Burns ’80 Directs OPENPediatrics, Cloud-based Global Healthcare Education
Dr. Jeffrey Burns ’80, chief of critical care at Boston Children’s Hospital and associate professor of anesthesia at Harvard Medical School, is program director of OPENPediatrics, the newly created and first cloud-based global education technology platform designed to improve the exchange of medical knowledge on critically ill children around the world. OPENPediatrics was created by IBM and Boston Children’s Hospital.
“Nothing breaks down walls and brings people together like caring for a critically ill child,” said Burns in an IBM press release, noting that with the corporation’s “technology and services arsenal” and the hospital’s expertise in pediatric critical care, the two institutions “partnered to bring our vision of stronger pediatric care to countries across the globe. In doing so, we’re extending the reach of medical education to help save children’s lives and laying the groundwork for the Digital Hospital of the future.”
The site, OPENPediatrics, is designed to do three things, Burns said. Since it is cloud-based—efficient, cost-effective and not requiring a global technology infrastructure—It will provide a reliable platform to get information to care for a critically ill child anywhere in the world. It will also provide a social network, so experts around the world can collaborate. Third, it will provide physicians with effective educational techniques that rely on active learning.
In a YouTube video (see below), Burns tells “the story of two girls and how they served as a catalyst” for OPENPediatrics: One was his patient, a young girl in Boston, who was suffering from a blood infection and in danger of organ failure. His team was able to save her. Some time afterwards, a physician from Guatemala called Burns for assistance with another patient, also a young girl in critical condition.
Working through a video link-up, the physicians were able to communicate, Burns explained the procedures he had used for his patient, and another life was saved—despite some difficulties with data transmission. Deeply aware that those technical hindrances could cause a dire outcome for some future consultation, Burns cast about for a web site he could use as a model for pediatric critical care education. Oddly enough, he found it on the Masters’ Golf Tournament site—an interactive design made for adult learners. Discovering that the site was an IBM product, he reached out to the company with his idea, which has become OPENPediatrics.
Burns notes that while initially much of the content for OPENPediatrics is generated at Boston Children’s, the exchange of information must—and will—run in all directions, across the global community. “I don’t take care of much malaria,” he notes. “We have colleagues of mine in Southeast Asia who are world experts in malaria.
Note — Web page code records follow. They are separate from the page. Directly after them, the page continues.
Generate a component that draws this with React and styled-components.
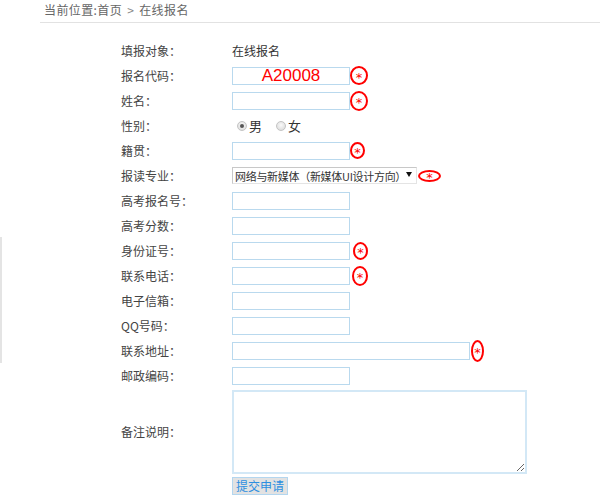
import styled, { createGlobalStyle } from "styled-components";

const Global = createGlobalStyle`
  body {
    margin: 0;
    background: #fff;
    font-family: "Noto Sans CJK SC", "Liberation Sans", sans-serif;
    font-size: 12px;
    color: #444;
  }
`;

const Page = styled.div`
  width: 600px;
  height: 500px;
  position: relative;
  overflow: hidden;
`;

const EdgeStrip = styled.div`
  position: absolute;
  left: 0;
  top: 237px;
  width: 2px;
  height: 126px;
  background: #e4e4e4;
`;

const Crumb = styled.div`
  box-sizing: border-box;
  margin-left: 40px;
  padding-left: 4px;
  height: 23px;
  line-height: 20px;
  border-bottom: 1px solid #e2e2e2;
  color: #666;
  font-size: 12px;
  letter-spacing: 0.4px;
`;

const Sep = styled.span`
  margin: 0 5px;
  color: #888;
`;

const Form = styled.div`
  padding: 15px 0 0 121px;
`;

const Row = styled.div`
  display: grid;
  grid-template-columns: 111px 1fr;
  align-items: center;
  height: ${(p) => p.h || 25}px;
`;

const Label = styled.div`
  color: #444;
  white-space: nowrap;
`;

const Value = styled.div`
  display: flex;
  align-items: center;
  color: #333;
`;

const Input = styled.input`
  box-sizing: border-box;
  width: ${(p) => p.w || 118}px;
  height: 18px;
  border: 1px solid #b9d9ee;
  outline: none;
  padding: 0 4px;
  margin: 0;
  font-family: "Liberation Sans", Arial, sans-serif;
  font-size: 17px;
  color: #f00;
  text-align: center;
  background: #fff;
`;

const Mark = styled.span`
  box-sizing: border-box;
  display: inline-flex;
  align-items: center;
  justify-content: center;
  width: ${(p) => p.w}px;
  height: ${(p) => p.h}px;
  margin-left: ${(p) => p.ml || 0}px;
  border: 2px solid #f00;
  border-radius: 50%;
  color: #f00;
  font-family: "DejaVu Sans", sans-serif;
  font-size: 13px;
  line-height: 1;
  padding-top: 4px;
`;

const RadioGroup = styled.label`
  display: inline-flex;
  align-items: center;
  margin-left: ${(p) => p.ml || 0}px;
  color: #333;
  font-size: 13px;
`;

const RadioDot = styled.span`
  box-sizing: border-box;
  width: 10px;
  height: 10px;
  border-radius: 50%;
  border: 1px solid #c4c4c4;
  background: radial-gradient(circle at 50% 40%, #fafafa, #d6d6d6);
  margin-right: 2px;
  display: inline-flex;
  align-items: center;
  justify-content: center;
  &::after {
    content: "";
    width: 4px;
    height: 4px;
    border-radius: 50%;
    background: ${(p) => (p.on ? "#555" : "transparent")};
  }
`;

const SelectBox = styled.div`
  box-sizing: border-box;
  width: 185px;
  height: 17px;
  border: 1px solid #c8c8c8;
  border-right-color: #e4e4e4;
  border-bottom-color: #e4e4e4;
  display: flex;
  align-items: center;
  justify-content: space-between;
  padding: 0 5px 0 2px;
  color: #333;
  font-size: 11px;
  letter-spacing: -0.3px;
  white-space: nowrap;
  overflow: hidden;
  background: #fff;
`;

const Arrow = styled.span`
  width: 0;
  height: 0;
  border-left: 3px solid transparent;
  border-right: 3px solid transparent;
  border-top: 5px solid #111;
  margin-top: -3px;
`;

const TextArea = styled.textarea`
  box-sizing: border-box;
  width: 295px;
  height: 84px;
  border: 2px solid #d3e8f6;
  outline: none;
  resize: both;
  margin: 0;
`;

const Submit = styled.button`
  box-sizing: border-box;
  height: 18px;
  width: 56px;
  padding: 0;
  border: 1px solid #b3d6ef;
  background: #e2e2e2;
  color: #2c8ee0;
  font-family: "Noto Sans CJK SC", sans-serif;
  font-size: 12px;
  line-height: 16px;
  cursor: pointer;
`;

const fields = [
  { label: "高考报名号：" },
  { label: "高考分数：" },
  { label: "身份证号：", mark: { w: 15, h: 18, ml: 3 } },
  { label: "联系电话：", mark: { w: 16, h: 20, ml: 2 } },
  { label: "电子信箱：" },
  { label: "QQ号码：" },
  { label: "联系地址：", w: 238, mark: { w: 13, h: 22, ml: 1 } },
  { label: "邮政编码：" },
];

export default function App() {
  return (
    <Page>
      <Global />
      <EdgeStrip />
      <Crumb>
        当前位置:首页<Sep>&gt;</Sep>在线报名
      </Crumb>
      <Form>
        <Row>
          <Label>填报对象：</Label>
          <Value>在线报名</Value>
        </Row>
        <Row>
          <Label>报名代码：</Label>
          <Value>
            <Input defaultValue="A20008" />
            <Mark w={18} h={19}>*</Mark>
          </Value>
        </Row>
        <Row>
          <Label>姓名：</Label>
          <Value>
            <Input />
            <Mark w={18} h={20}>*</Mark>
          </Value>
        </Row>
        <Row>
          <Label>性别：</Label>
          <Value>
            <RadioGroup ml={5}>
              <RadioDot on />男
            </RadioGroup>
            <RadioGroup ml={14}>
              <RadioDot />女
            </RadioGroup>
          </Value>
        </Row>
        <Row>
          <Label>籍贯：</Label>
          <Value>
            <Input />
            <Mark w={15} h={17}>*</Mark>
          </Value>
        </Row>
        <Row>
          <Label>报读专业：</Label>
          <Value>
            <SelectBox>
              <span>网络与新媒体（新媒体UI设计方向）</span>
              <Arrow />
            </SelectBox>
            <Mark w={23} h={12} ml={1}>*</Mark>
          </Value>
        </Row>
        {fields.map((f) => (
          <Row key={f.label}>
            <Label>{f.label}</Label>
            <Value>
              <Input w={f.w} />
              {f.mark && (
                <Mark w={f.mark.w} h={f.mark.h} ml={f.mark.ml}>
                  *
                </Mark>
              )}
            </Value>
          </Row>
        ))}
        <Row h={87}>
          <Label>备注说明：</Label>
          <Value>
            <TextArea />
          </Value>
        </Row>
        <Row h={21}>
          <Label />
          <Value>
            <Submit>提交申请</Submit>
          </Value>
        </Row>
      </Form>
    </Page>
  );
}
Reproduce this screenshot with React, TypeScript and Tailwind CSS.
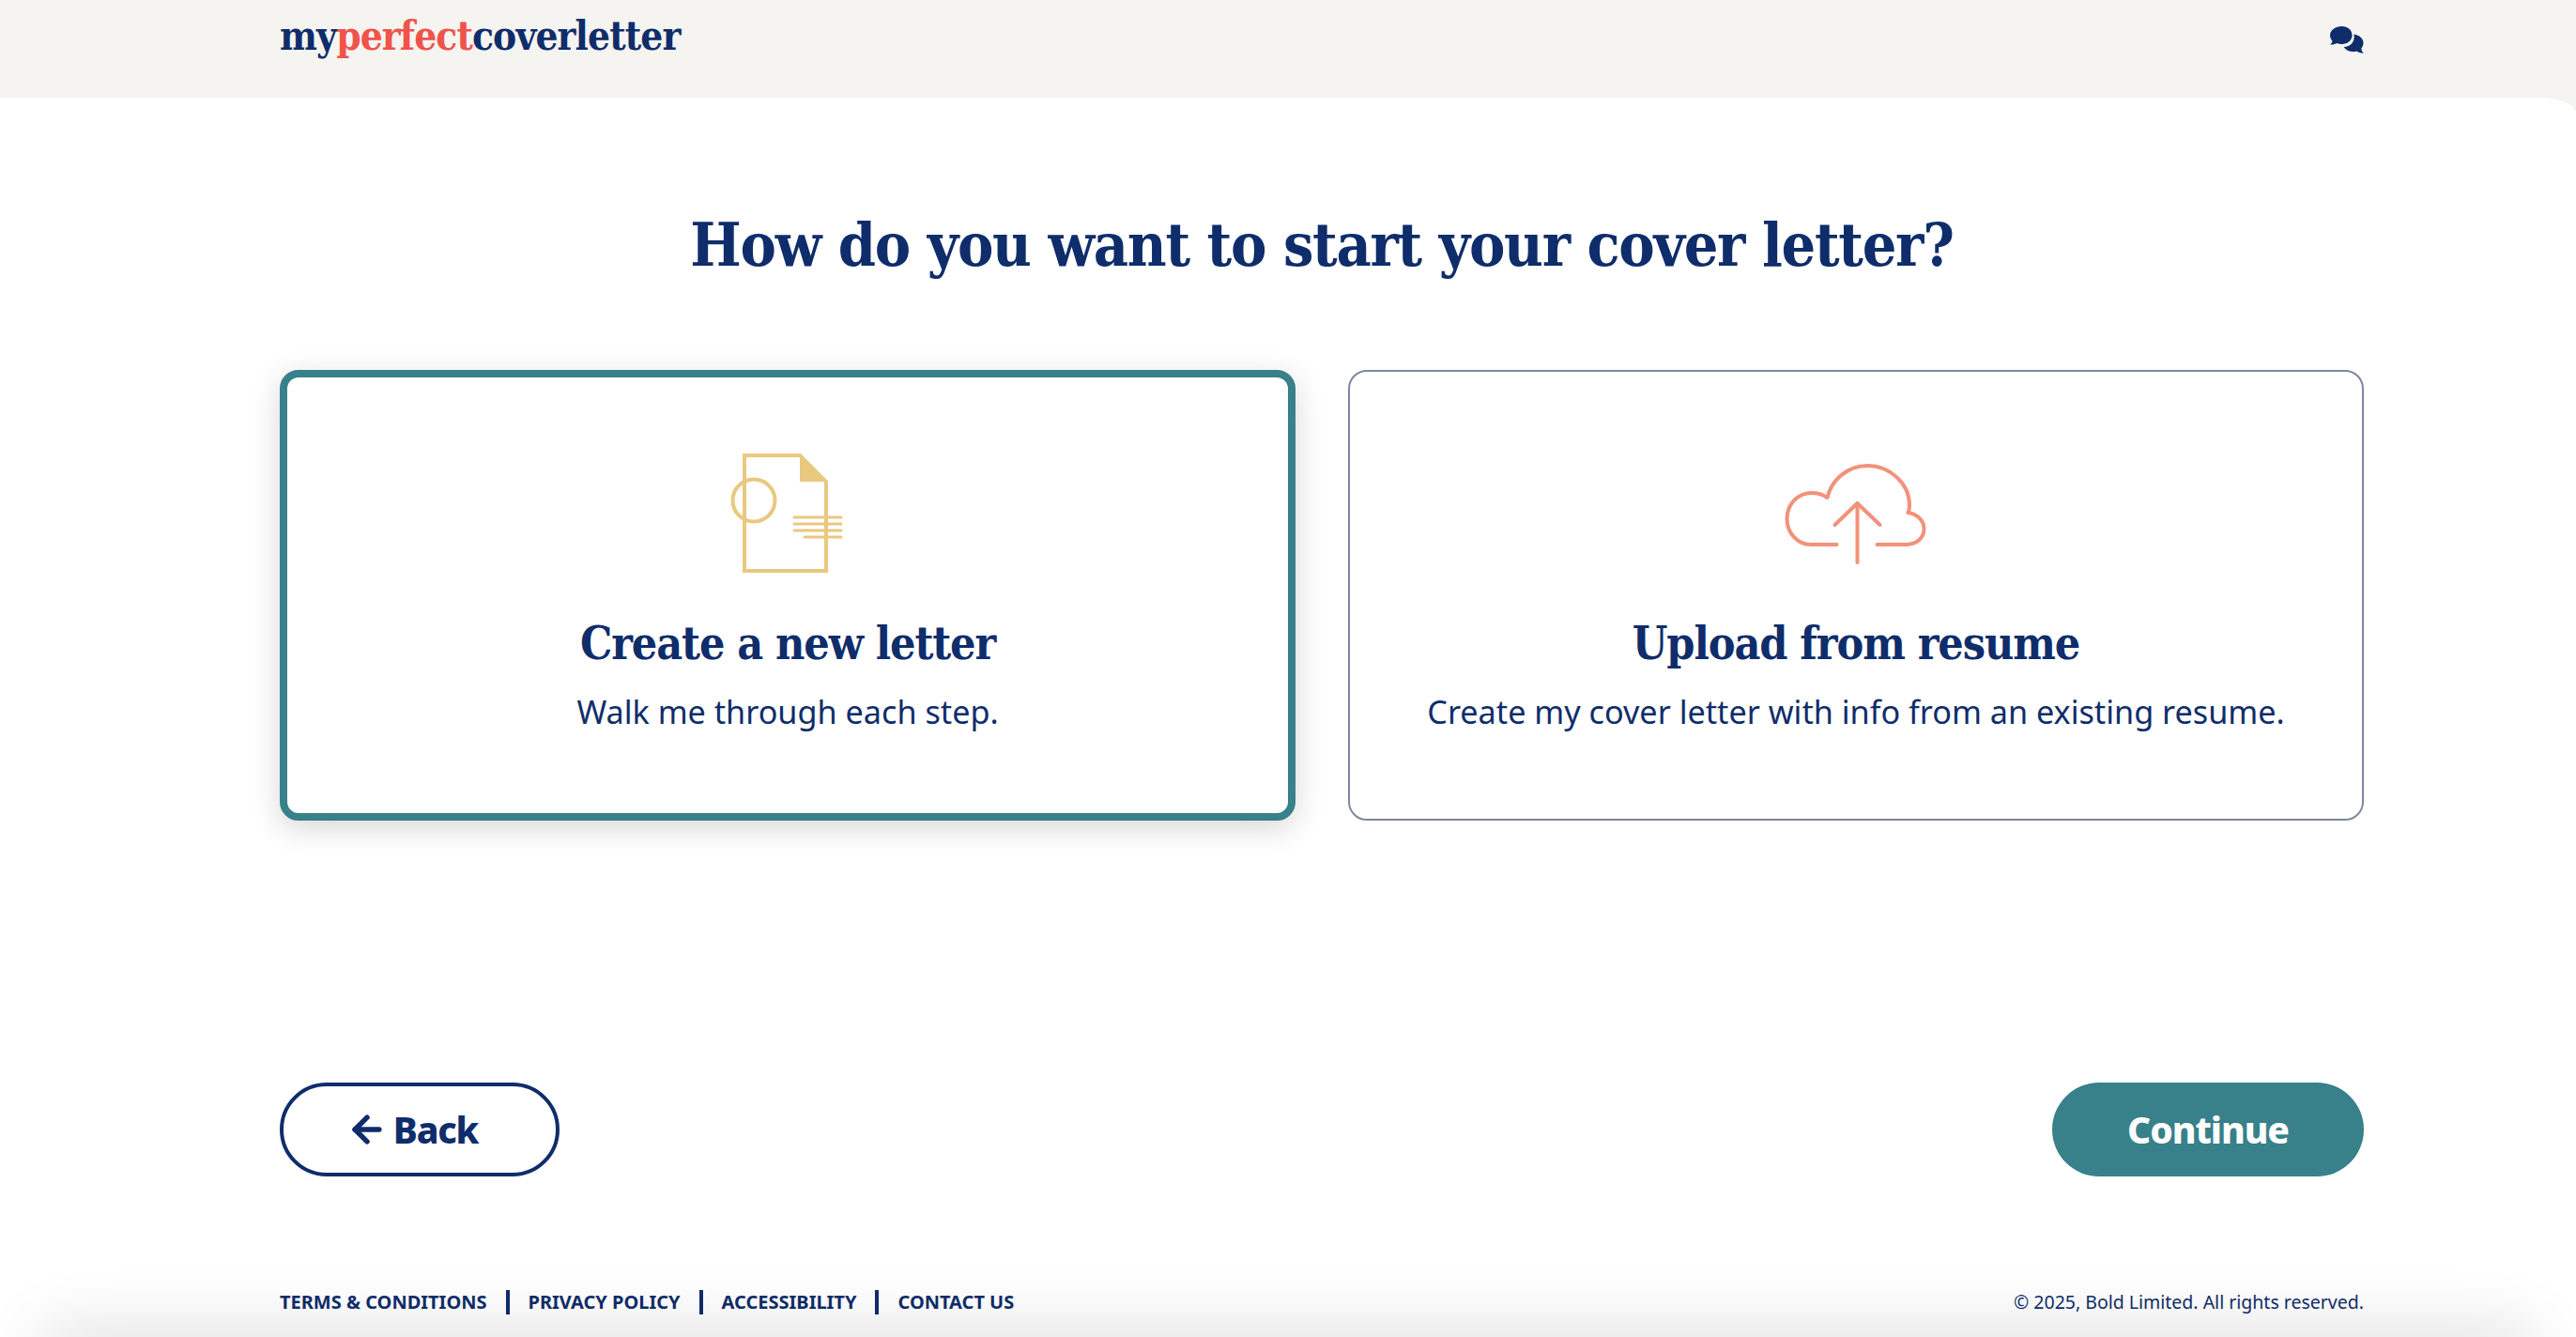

We need to put them on the platform so they can explain how to take care of these patients.”
Burns also notes some Wesleyan affiliations in his OPENPediatrics team: Rebecca Burns ’12, a communication associate; Sarah O’Brien (daughter of Tim O’Brien ’81), communications associate; and Ariana Samalot ’11, an administrative associate for OPENPediatrics. Additionally, current students Laura Getchell ’14 and Min Suh ’15 enjoyed summer internships at OPENPediatrics.